● STATED EXERCISE: Check each line of the listing for the string "this", count the lines that have it, and answer with that number only.

begin

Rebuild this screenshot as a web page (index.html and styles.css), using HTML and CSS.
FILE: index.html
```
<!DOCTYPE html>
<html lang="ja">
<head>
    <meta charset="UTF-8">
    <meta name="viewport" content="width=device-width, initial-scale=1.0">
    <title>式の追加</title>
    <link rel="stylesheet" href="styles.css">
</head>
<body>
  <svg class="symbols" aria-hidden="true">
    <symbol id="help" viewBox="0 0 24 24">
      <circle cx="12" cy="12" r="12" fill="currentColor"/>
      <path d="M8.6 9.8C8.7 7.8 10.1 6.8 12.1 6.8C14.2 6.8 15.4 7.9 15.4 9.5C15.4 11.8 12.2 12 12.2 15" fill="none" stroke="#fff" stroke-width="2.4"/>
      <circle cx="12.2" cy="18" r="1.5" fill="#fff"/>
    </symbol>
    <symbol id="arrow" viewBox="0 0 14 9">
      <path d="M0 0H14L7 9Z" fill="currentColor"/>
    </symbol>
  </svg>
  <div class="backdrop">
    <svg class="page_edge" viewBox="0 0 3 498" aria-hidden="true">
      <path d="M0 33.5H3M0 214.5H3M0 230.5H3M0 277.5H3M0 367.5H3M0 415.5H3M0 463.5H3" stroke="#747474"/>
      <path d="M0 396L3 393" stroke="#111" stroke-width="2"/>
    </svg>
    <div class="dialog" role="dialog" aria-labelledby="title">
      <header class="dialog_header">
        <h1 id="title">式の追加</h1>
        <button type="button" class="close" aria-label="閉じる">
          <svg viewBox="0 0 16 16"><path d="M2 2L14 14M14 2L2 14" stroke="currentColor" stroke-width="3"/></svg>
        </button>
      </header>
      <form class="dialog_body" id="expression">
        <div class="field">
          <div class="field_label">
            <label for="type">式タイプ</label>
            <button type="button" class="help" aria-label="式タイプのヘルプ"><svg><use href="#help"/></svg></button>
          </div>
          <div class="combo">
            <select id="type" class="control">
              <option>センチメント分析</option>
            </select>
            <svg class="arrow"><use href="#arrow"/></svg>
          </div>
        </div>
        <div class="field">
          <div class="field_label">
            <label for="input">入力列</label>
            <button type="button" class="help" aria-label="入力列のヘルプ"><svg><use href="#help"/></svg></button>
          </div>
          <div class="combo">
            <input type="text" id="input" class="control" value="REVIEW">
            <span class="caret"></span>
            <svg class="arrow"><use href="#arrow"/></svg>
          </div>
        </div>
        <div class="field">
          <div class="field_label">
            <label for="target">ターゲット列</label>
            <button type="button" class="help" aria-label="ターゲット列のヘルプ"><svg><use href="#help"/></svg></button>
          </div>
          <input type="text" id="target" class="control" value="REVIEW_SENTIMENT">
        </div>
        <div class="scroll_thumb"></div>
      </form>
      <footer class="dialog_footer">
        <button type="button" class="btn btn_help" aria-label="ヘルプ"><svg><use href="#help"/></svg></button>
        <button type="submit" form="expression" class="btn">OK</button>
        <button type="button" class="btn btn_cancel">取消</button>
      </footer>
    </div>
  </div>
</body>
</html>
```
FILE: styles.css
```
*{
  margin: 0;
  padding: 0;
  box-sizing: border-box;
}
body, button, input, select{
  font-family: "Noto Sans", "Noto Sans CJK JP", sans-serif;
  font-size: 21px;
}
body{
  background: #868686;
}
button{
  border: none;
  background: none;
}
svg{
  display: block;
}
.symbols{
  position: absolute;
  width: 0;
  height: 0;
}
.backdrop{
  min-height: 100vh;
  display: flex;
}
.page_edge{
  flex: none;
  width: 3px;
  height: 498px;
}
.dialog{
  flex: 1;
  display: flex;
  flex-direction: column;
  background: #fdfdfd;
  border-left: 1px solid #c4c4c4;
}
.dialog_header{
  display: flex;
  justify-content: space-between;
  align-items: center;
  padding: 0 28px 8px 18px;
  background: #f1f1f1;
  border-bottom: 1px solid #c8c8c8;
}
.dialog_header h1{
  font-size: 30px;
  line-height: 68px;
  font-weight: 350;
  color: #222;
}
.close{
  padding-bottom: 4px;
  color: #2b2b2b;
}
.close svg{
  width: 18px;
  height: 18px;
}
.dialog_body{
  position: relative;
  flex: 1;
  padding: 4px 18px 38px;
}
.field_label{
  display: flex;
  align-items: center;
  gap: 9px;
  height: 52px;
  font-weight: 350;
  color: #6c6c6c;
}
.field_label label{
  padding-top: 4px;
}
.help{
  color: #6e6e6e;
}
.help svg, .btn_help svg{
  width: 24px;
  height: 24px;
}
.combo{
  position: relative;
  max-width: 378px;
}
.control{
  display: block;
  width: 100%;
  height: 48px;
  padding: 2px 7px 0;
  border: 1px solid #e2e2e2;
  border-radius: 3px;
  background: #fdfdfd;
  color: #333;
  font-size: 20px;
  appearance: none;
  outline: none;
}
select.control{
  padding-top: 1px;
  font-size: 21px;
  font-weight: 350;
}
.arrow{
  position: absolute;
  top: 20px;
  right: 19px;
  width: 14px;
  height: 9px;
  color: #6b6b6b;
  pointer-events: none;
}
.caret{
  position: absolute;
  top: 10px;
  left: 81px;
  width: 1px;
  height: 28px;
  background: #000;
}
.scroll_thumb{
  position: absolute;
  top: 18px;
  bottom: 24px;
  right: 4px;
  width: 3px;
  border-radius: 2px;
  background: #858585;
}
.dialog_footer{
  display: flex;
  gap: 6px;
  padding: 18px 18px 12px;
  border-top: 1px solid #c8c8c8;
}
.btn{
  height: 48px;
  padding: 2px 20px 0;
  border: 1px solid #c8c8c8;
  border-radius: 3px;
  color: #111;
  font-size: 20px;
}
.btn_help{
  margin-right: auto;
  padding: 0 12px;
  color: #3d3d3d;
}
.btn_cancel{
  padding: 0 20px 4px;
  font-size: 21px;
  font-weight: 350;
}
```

end
begin

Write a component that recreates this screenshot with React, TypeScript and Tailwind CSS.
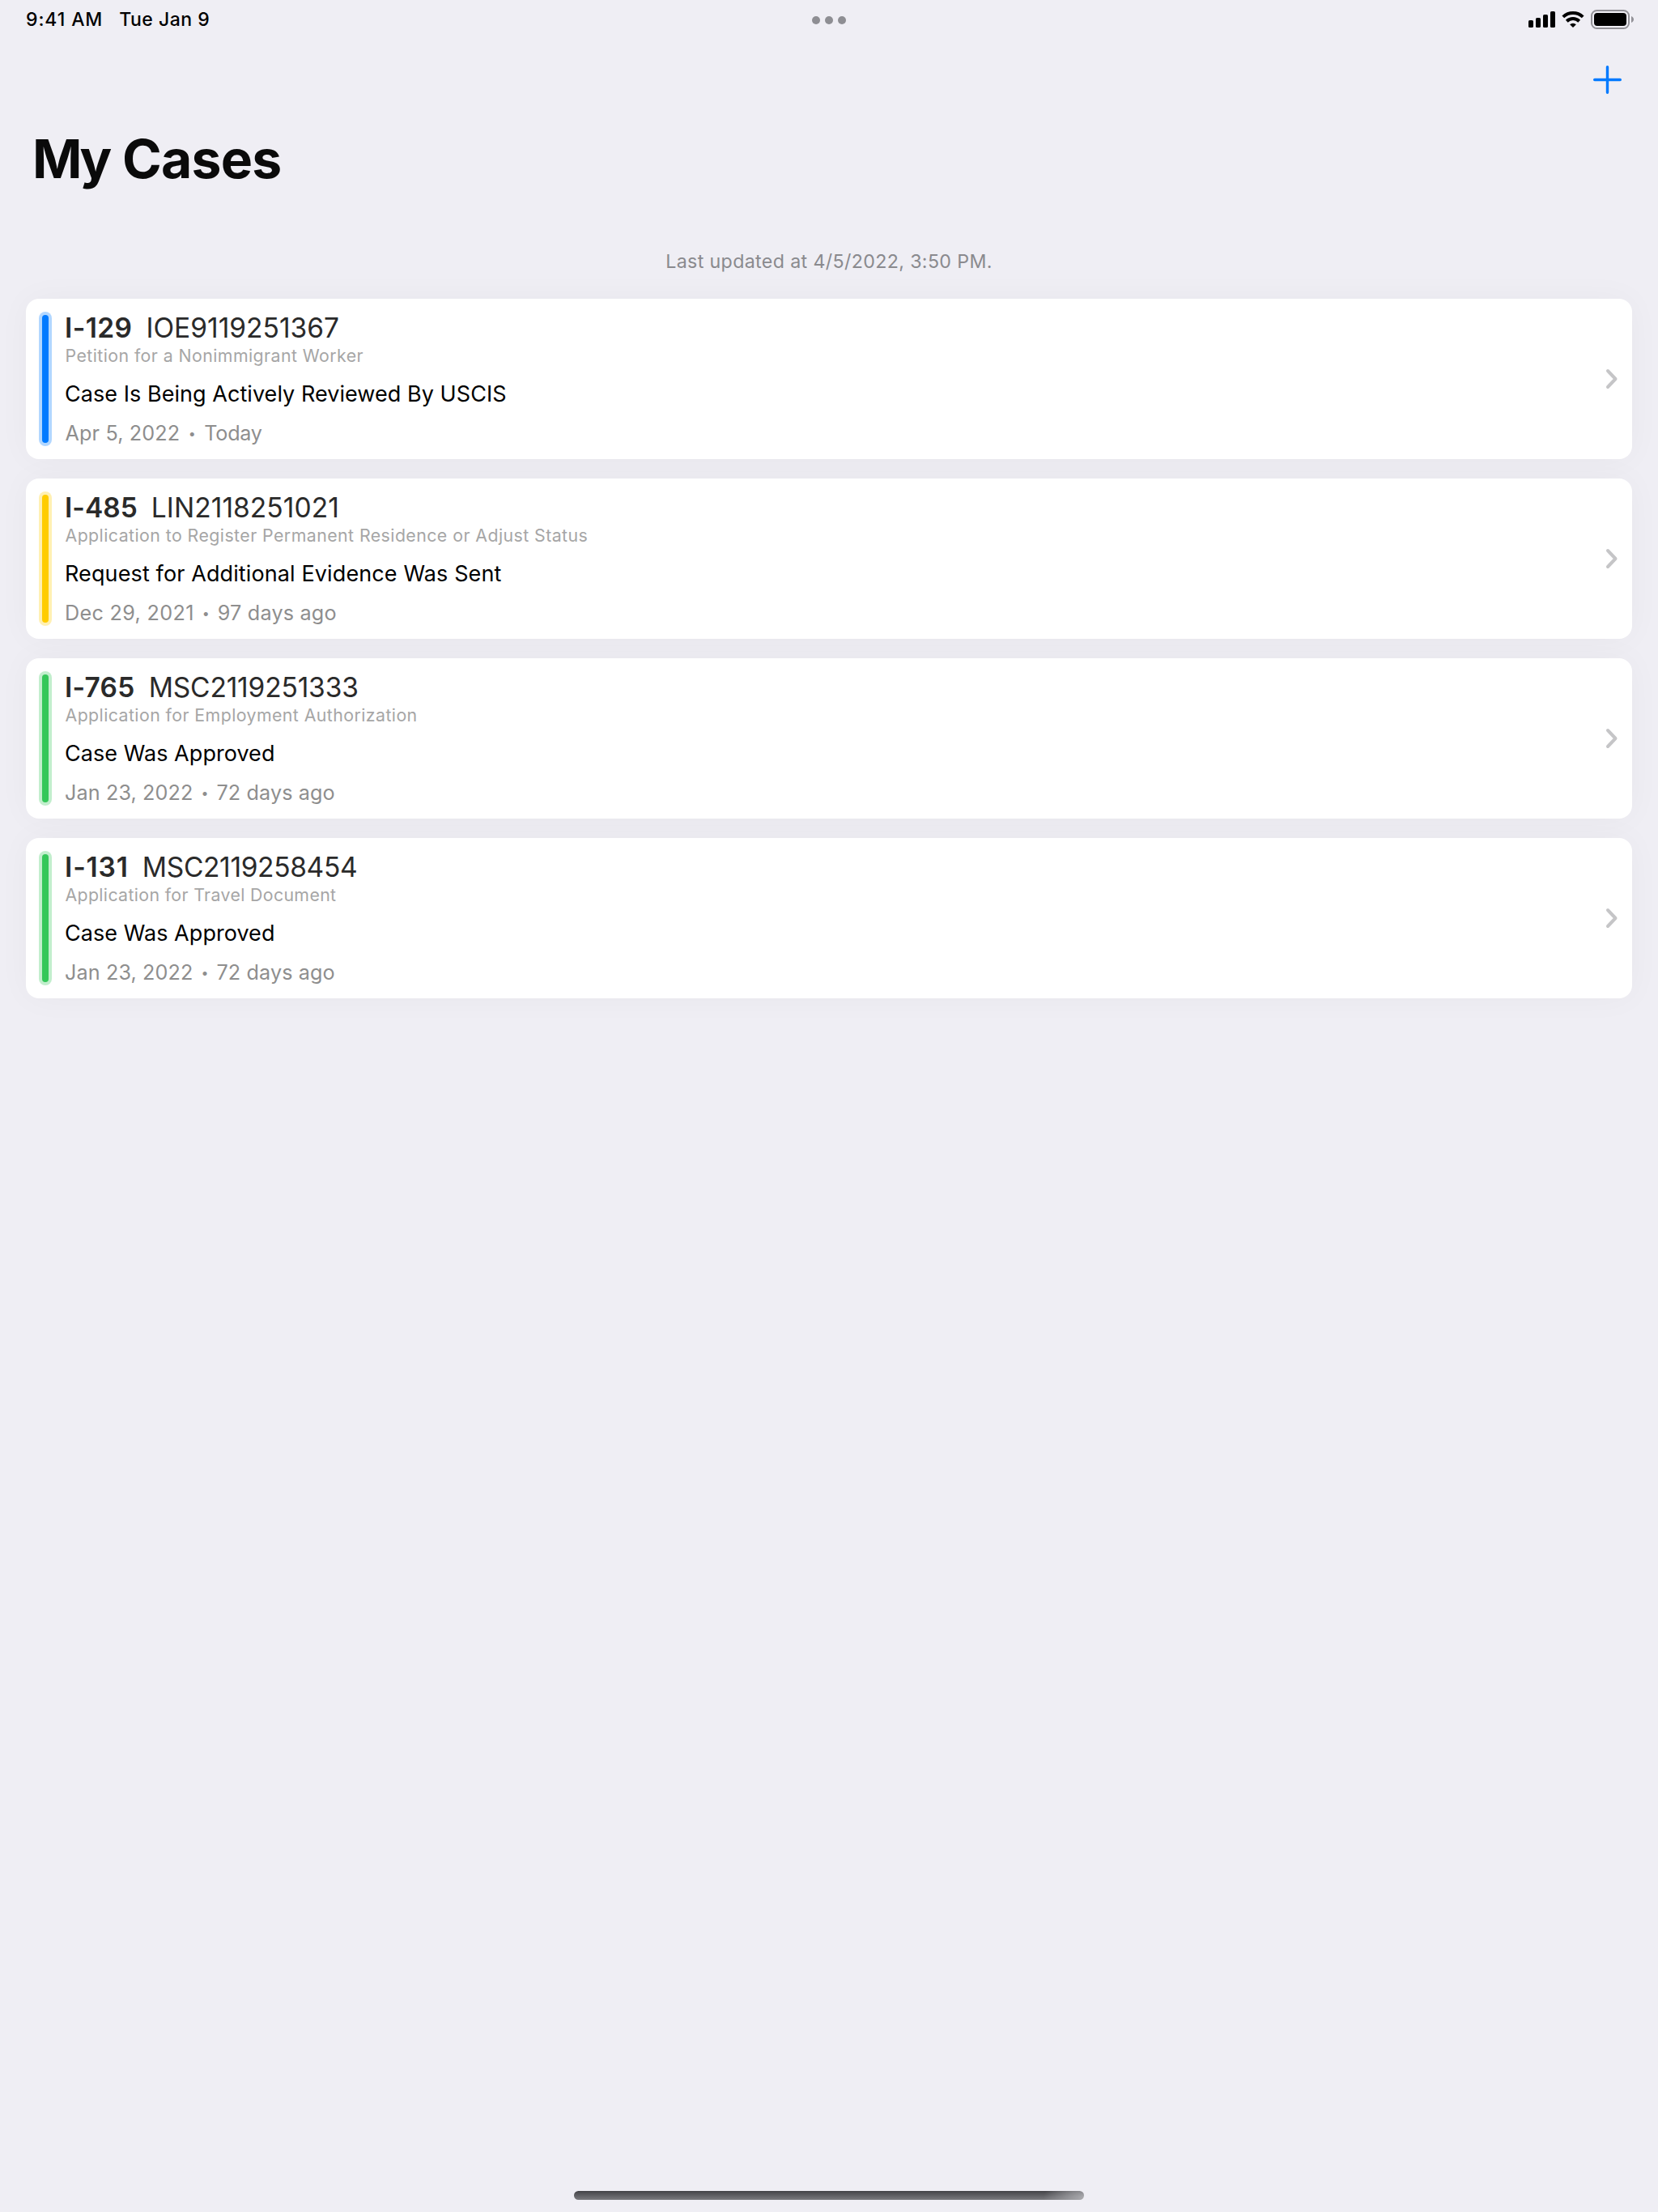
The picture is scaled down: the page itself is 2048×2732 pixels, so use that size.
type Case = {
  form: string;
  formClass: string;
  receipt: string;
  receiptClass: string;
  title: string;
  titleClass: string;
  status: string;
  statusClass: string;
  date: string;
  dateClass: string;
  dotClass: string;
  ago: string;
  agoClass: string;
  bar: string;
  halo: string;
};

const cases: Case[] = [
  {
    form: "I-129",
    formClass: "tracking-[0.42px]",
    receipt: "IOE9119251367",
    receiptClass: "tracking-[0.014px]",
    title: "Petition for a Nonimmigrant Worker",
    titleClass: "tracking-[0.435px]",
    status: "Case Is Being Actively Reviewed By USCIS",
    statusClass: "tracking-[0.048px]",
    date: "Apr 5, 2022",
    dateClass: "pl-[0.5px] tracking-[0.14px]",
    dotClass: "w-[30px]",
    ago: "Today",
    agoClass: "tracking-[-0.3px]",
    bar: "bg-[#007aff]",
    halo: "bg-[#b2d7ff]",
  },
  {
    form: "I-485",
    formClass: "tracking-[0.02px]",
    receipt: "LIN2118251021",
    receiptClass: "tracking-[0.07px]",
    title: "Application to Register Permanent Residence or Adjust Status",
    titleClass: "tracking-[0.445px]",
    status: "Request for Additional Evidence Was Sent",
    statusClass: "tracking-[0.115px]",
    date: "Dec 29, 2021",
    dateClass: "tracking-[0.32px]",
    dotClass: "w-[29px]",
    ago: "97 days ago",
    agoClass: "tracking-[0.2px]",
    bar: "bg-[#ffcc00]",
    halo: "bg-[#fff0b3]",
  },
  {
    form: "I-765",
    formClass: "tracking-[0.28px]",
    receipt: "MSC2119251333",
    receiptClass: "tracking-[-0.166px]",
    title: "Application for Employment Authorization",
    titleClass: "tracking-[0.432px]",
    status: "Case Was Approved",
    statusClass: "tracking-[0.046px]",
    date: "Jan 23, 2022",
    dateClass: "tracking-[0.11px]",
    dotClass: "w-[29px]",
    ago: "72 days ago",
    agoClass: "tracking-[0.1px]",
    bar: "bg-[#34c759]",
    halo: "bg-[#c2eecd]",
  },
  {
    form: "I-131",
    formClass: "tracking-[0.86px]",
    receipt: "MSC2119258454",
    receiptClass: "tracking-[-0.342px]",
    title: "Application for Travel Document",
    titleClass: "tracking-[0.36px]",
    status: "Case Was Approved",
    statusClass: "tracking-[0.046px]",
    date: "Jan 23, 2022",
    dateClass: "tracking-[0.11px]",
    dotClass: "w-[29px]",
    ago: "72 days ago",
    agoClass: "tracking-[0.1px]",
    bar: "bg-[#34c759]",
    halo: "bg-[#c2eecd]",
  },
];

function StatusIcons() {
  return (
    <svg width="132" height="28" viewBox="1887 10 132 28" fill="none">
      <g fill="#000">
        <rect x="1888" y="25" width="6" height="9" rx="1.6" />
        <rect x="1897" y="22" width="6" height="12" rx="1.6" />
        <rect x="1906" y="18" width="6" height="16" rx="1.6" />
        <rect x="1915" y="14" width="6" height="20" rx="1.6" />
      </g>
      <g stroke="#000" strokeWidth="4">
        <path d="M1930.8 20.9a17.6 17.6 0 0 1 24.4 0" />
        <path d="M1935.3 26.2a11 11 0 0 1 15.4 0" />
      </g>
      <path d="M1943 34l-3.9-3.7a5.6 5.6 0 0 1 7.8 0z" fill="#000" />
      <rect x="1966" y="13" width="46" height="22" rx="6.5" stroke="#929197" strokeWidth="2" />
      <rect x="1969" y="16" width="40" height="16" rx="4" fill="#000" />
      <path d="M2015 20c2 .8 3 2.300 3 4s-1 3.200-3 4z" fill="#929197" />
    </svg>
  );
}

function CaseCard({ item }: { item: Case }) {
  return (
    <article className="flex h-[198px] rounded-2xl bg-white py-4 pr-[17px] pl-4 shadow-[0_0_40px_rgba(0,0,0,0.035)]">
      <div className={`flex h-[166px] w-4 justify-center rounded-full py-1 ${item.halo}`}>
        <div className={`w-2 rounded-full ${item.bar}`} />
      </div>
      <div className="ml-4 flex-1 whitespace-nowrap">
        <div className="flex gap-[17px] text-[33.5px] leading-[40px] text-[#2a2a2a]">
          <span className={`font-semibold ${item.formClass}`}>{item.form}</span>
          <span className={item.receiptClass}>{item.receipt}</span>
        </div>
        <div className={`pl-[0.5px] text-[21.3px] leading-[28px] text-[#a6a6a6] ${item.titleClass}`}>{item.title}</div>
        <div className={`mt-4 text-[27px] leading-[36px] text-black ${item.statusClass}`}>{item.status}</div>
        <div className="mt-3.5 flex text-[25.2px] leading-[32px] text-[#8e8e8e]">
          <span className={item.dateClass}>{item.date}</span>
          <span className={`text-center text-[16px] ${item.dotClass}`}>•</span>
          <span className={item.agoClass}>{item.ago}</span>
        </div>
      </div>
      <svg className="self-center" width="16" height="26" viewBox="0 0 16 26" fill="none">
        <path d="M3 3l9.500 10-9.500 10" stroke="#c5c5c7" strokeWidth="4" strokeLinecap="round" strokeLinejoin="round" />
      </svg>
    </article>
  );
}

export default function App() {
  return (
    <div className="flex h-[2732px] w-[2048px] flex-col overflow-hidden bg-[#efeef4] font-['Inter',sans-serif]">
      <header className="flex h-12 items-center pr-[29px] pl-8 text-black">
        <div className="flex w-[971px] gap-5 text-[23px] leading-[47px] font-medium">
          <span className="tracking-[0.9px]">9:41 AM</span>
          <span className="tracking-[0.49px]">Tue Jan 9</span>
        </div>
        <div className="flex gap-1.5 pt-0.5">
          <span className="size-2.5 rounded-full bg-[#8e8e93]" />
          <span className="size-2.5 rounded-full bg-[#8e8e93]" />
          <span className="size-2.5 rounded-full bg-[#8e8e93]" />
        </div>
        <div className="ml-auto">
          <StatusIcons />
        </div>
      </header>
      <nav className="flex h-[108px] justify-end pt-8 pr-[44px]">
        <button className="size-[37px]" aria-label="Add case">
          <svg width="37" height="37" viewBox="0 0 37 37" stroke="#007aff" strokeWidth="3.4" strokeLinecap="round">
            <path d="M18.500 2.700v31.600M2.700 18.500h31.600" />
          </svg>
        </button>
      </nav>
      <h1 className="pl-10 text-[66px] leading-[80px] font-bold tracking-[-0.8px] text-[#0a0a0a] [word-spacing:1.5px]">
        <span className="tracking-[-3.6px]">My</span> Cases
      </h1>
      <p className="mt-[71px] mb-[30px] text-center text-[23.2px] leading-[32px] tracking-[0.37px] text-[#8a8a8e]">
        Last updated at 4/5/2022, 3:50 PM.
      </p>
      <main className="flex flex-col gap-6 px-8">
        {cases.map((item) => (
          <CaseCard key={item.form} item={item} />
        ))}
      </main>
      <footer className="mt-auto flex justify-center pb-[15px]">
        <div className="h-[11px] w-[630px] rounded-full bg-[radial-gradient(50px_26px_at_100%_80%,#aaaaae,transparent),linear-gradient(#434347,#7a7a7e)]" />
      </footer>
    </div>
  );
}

end

● WRITTEN REPLY: 2